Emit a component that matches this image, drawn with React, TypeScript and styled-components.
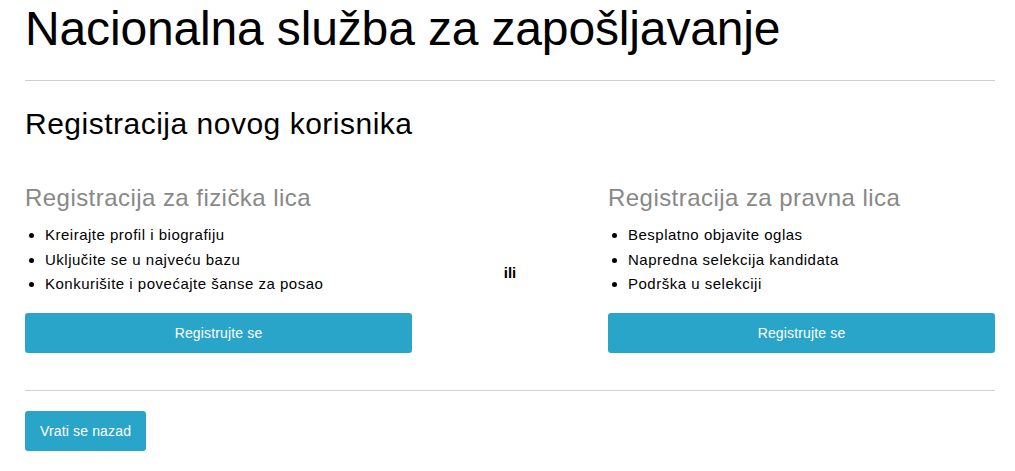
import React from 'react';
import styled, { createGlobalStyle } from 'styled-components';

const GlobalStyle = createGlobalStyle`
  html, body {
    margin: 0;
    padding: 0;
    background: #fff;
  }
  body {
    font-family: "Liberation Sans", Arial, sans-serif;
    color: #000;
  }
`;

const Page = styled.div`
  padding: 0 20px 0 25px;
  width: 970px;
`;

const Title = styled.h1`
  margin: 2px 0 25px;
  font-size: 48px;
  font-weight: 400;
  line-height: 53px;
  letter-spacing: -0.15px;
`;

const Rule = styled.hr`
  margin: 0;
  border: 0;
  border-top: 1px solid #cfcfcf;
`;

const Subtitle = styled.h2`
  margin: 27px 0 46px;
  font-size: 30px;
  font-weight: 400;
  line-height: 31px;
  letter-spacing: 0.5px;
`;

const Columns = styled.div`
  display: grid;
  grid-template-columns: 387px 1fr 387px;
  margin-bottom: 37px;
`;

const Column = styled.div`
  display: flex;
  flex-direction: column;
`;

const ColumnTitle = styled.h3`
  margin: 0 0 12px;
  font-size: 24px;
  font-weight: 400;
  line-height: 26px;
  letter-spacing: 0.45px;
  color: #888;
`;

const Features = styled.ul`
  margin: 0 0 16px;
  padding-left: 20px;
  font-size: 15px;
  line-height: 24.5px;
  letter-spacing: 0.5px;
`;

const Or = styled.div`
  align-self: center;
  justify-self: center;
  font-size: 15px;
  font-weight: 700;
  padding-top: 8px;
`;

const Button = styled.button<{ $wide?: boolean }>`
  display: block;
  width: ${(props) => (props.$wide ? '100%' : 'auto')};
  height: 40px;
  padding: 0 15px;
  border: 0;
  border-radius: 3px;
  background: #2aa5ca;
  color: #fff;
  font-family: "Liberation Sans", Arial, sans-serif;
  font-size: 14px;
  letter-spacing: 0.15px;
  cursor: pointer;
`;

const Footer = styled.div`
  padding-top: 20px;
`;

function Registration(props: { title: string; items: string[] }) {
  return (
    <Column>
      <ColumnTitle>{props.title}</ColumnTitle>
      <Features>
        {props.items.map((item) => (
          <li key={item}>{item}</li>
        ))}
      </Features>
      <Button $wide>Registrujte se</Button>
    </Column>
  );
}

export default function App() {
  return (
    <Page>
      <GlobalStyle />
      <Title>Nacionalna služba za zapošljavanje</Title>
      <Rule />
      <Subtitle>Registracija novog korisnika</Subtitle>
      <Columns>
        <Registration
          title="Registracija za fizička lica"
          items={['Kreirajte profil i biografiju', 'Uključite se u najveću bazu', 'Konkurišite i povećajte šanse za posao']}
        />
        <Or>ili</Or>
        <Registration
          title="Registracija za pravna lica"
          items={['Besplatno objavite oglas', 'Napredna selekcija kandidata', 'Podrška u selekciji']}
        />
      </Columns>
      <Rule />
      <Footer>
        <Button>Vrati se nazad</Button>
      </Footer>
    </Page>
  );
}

:: Problem to solve ::
Find every line that holds "React" and copy it.

:: Result of this exercise ::
Emit a component that matches this image, drawn with React, TypeScript and styled-components.
import React from 'react';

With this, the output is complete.